Complaints to trustees are currently dealt with under the scheme's IDRP. Again, scheme administrators are often tasked with dealing with the first stage of an IDRP complaint. Alternatively, IDRP complaints may be dealt with by the scheme's Pensions Manager or the Secretary to the Trustees, a function which may also be outsourced to an external provider.

Given the new requirement to respond without undue delay, trustees should agree who will be responsible for investigating and responding to data protection complaints and consider whether to align this with the person responsible for dealing with IDRP complaints. As with any decision by the trustees to delegate responsibility for performance of tasks relating to the running of the scheme, a decision to delegate its complaints handling procedures to the scheme administrator, pensions manager or scheme secretary (where the trustee is the data controller and the third party is the data processor) will not absolve trustees of their responsibilities as a data controller under data protection law. In the event of non-compliance, the trustees would be liable and accountable for any breach.

To reduce the risk of non-compliance, trustees should:

  • review existing contractual arrangements with processors to ensure that they include appropriate provisions (including timescales). Where trustees wish to consider delegating investigating and determining certain simple complaints that have resulted in no loss or harm to members to their administrator or pensions secretariat, this will be a risk-based decision for the trustees.

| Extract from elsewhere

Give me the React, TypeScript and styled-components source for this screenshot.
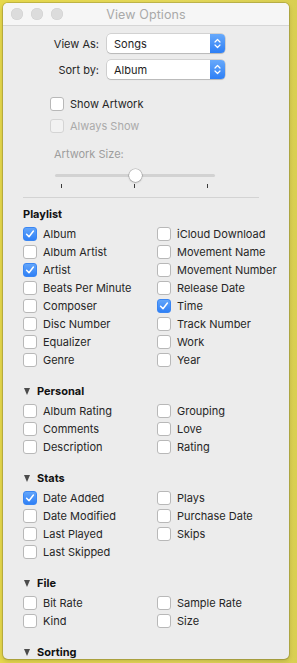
import React from 'react';
import styled, { createGlobalStyle } from 'styled-components';

const GlobalStyles = createGlobalStyle`
  html, body {
    margin: 0;
    padding: 0;
  }
  body {
    font-family: Inter, "Noto Sans", "Liberation Sans", sans-serif;
    -webkit-font-smoothing: antialiased;
  }
`;

const Desktop = styled.div`
  width: 297px;
  height: 663px;
  box-sizing: border-box;
  padding: 3px 0 0 3px;
  overflow: hidden;
  background: linear-gradient(90deg, #e6d84c 0%, #e4d85a 60%, #d9cf52 100%);
`;

const Window = styled.div`
  width: 286px;
  height: 656px;
  display: flex;
  flex-direction: column;
  background: #ececec;
  border-radius: 5px;
  overflow: hidden;
  box-shadow: 0 0 0 1px rgba(0, 0, 0, 0.14), 0 2px 5px rgba(0, 0, 0, 0.18);
`;

const TitleBar = styled.div`
  height: 22px;
  flex: none;
  display: grid;
  grid-template-columns: 1fr auto 1fr;
  align-items: center;
  background: #f6f6f6;
  border-bottom: 1px solid #d6d6d6;
`;

const Lights = styled.div`
  display: flex;
  gap: 8px;
  padding-left: 8px;
`;

const Light = styled.span`
  width: 12px;
  height: 12px;
  border-radius: 50%;
  background: #dcdcdc;
  box-shadow: inset 0 0 0 0.5px #cfcfcf;
`;

const Title = styled.div`
  font-size: 12.5px;
  color: #a9a9a9;
  letter-spacing: 0.1px;
`;

const Content = styled.div`
  padding-top: 8px;
`;

const Form = styled.div`
  display: grid;
  grid-template-columns: 96px 118px;
  column-gap: 8px;
  row-gap: 7px;
  align-items: center;
`;

const FieldLabel = styled.div`
  text-align: right;
  font-size: 11px;
  color: #262626;
`;

const PopUp = styled.div`
  height: 19px;
  box-sizing: border-box;
  display: flex;
  align-items: stretch;
  background: #fff;
  border-radius: 4px;
  box-shadow: 0 0 0 0.5px rgba(0, 0, 0, 0.22), 0 1px 1px rgba(0, 0, 0, 0.12);
  overflow: hidden;
`;

const PopUpValue = styled.div`
  flex: 1;
  display: flex;
  align-items: center;
  padding-left: 7px;
  font-size: 11px;
  color: #1e1e1e;
`;

const Stepper = styled.div`
  width: 15px;
  display: flex;
  align-items: center;
  justify-content: center;
  background: linear-gradient(#67a9fb, #2e7ff5);
`;

const Options = styled.div`
  margin-top: 16px;
  padding-left: 47px;
  display: flex;
  flex-direction: column;
  gap: 4px;
`;

const Row = styled.label`
  height: 18px;
  display: flex;
  align-items: center;
  gap: 6px;
  font-size: 11px;
  color: ${(p: { $disabled?: boolean }) => (p.$disabled ? '#aaaaaa' : '#262626')};
  white-space: nowrap;
`;

const Box = styled.span<{ $checked?: boolean; $disabled?: boolean }>`
  width: 14px;
  height: 14px;
  flex: none;
  box-sizing: border-box;
  border-radius: 3px;
  display: flex;
  align-items: center;
  justify-content: center;
  background: ${(p) => (p.$checked ? 'linear-gradient(#62a5fa, #2f80f6)' : p.$disabled ? '#f2f2f2' : '#fff')};
  border: 1px solid ${(p) => (p.$checked ? '#3a86f3' : p.$disabled ? '#d4d4d4' : '#b8b8b8')};
`;

const SizeLabel = styled.div`
  margin-top: 12px;
  padding-left: 51px;
  height: 14px;
  line-height: 14px;
  font-size: 11px;
  color: #9d9d9d;
`;

const Slider = styled.div`
  margin: 8px 0 0 52px;
  width: 160px;
  height: 13px;
  position: relative;
  display: flex;
  align-items: center;
`;

const Track = styled.div`
  width: 100%;
  height: 3px;
  border-radius: 2px;
  background: #d2d2d2;
`;

const Knob = styled.div`
  position: absolute;
  top: 0;
  width: 13px;
  height: 13px;
  margin-left: -6.5px;
  border-radius: 50%;
  background: #fff;
  box-shadow: 0 0 0 0.5px rgba(0, 0, 0, 0.25), 0 1px 2px rgba(0, 0, 0, 0.2);
`;

const Ticks = styled.div`
  margin: 2px 0 0 58px;
  width: 147px;
  display: flex;
  justify-content: space-between;
`;

const Tick = styled.span`
  width: 1px;
  height: 4px;
  background: #3a3a3a;
`;

const Separator = styled.div`
  margin: 9px 0 0 20px;
  width: 236px;
  height: 1px;
  background: #d3d3d3;
`;

const Sections = styled.div`
  margin-top: 8px;
  padding-left: 20px;
  display: flex;
  flex-direction: column;
  gap: 14px;
`;

const Header = styled.div`
  height: 16px;
  display: flex;
  align-items: center;
  gap: 7px;
  font-size: 11px;
  font-weight: 700;
  color: #111;
`;

const Disclosure = styled.span`
  margin-left: 1px;
  width: 0;
  height: 0;
  border-left: 3.5px solid transparent;
  border-right: 3.5px solid transparent;
  border-top: 7px solid #4b4b4b;
`;

const Columns = styled.div`
  margin-top: 3px;
  display: grid;
  grid-template-columns: 134px 1fr;
`;

const Column = styled.div`
  display: flex;
  flex-direction: column;
`;

const Check = () => (
  <svg width="10" height="10" viewBox="0 0 10 10">
    <path d="M1.6 5.3 L4 7.8 L8.4 2" fill="none" stroke="#fff" strokeWidth="1.5" strokeLinecap="round" strokeLinejoin="round" />
  </svg>
);

const Chevrons = () => (
  <svg width="7" height="11" viewBox="0 0 7 11">
    <path d="M1 4 L3.5 1.5 L6 4 M1 7 L3.5 9.5 L6 7" fill="none" stroke="#fff" strokeWidth="1.2" strokeLinecap="round" strokeLinejoin="round" />
  </svg>
);

type Item = [string, boolean?];

const CheckRow = ({ label, checked, disabled }: { label: string; checked?: boolean; disabled?: boolean }) => (
  <Row $disabled={disabled}>
    <Box $checked={checked} $disabled={disabled}>{checked && <Check />}</Box>
    {label}
  </Row>
);

const sections: { title: string; collapsible: boolean; left: Item[]; right: Item[] }[] = [
  {
    title: 'Playlist',
    collapsible: false,
    left: [['Album', true], ['Album Artist'], ['Artist', true], ['Beats Per Minute'], ['Composer'], ['Disc Number'], ['Equalizer'], ['Genre']],
    right: [['iCloud Download'], ['Movement Name'], ['Movement Number'], ['Release Date'], ['Time', true], ['Track Number'], ['Work'], ['Year']],
  },
  {
    title: 'Personal',
    collapsible: true,
    left: [['Album Rating'], ['Comments'], ['Description']],
    right: [['Grouping'], ['Love'], ['Rating']],
  },
  {
    title: 'Stats',
    collapsible: true,
    left: [['Date Added', true], ['Date Modified'], ['Last Played'], ['Last Skipped']],
    right: [['Plays'], ['Purchase Date'], ['Skips']],
  },
  {
    title: 'File',
    collapsible: true,
    left: [['Bit Rate'], ['Kind']],
    right: [['Sample Rate'], ['Size']],
  },
  { title: 'Sorting', collapsible: true, left: [], right: [] },
];

function App() {
  return (
    <Desktop>
      <GlobalStyles />
      <Window>
        <TitleBar>
          <Lights>
            <Light />
            <Light />
            <Light />
          </Lights>
          <Title>View Options</Title>
          <span />
        </TitleBar>
        <Content>
          <Form>
            <FieldLabel>View As:</FieldLabel>
            <PopUp>
              <PopUpValue>Songs</PopUpValue>
              <Stepper><Chevrons /></Stepper>
            </PopUp>
            <FieldLabel>Sort by:</FieldLabel>
            <PopUp>
              <PopUpValue>Album</PopUpValue>
              <Stepper><Chevrons /></Stepper>
            </PopUp>
          </Form>
          <Options>
            <CheckRow label="Show Artwork" />
            <CheckRow label="Always Show" disabled />
          </Options>
          <SizeLabel>Artwork Size:</SizeLabel>
          <Slider>
            <Track />
            <Knob style={{ left: '50%' }} />
          </Slider>
          <Ticks>
            <Tick />
            <Tick />
            <Tick />
          </Ticks>
          <Separator />
          <Sections>
            {sections.map((s) => (
              <div key={s.title}>
                <Header>
                  {s.collapsible && <Disclosure />}
                  {s.title}
                </Header>
                {s.left.length > 0 && (
                  <Columns>
                    <Column>
                      {s.left.map(([label, checked]) => (
                        <CheckRow key={label} label={label} checked={checked} />
                      ))}
                    </Column>
                    <Column>
                      {s.right.map(([label, checked]) => (
                        <CheckRow key={label} label={label} checked={checked} />
                      ))}
                    </Column>
                  </Columns>
                )}
              </div>
            ))}
          </Sections>
        </Content>
      </Window>
    </Desktop>
  );
}

export default App;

  • ensure that anyone who may deal with members on behalf of the scheme receives training on how to identify data protection complaints, how to differentiate complaints from DSARs and other complaints relating to the scheme and where a complaint is received, the actions that must be taken. Internal processes should be documented, tested and reviewed from time to time.

  • update privacy policies and template DSAR responses to make clear that a data subject has the right to make a complaint and set out how to do this.

  • ensure appropriate written records are kept of the complaint journey.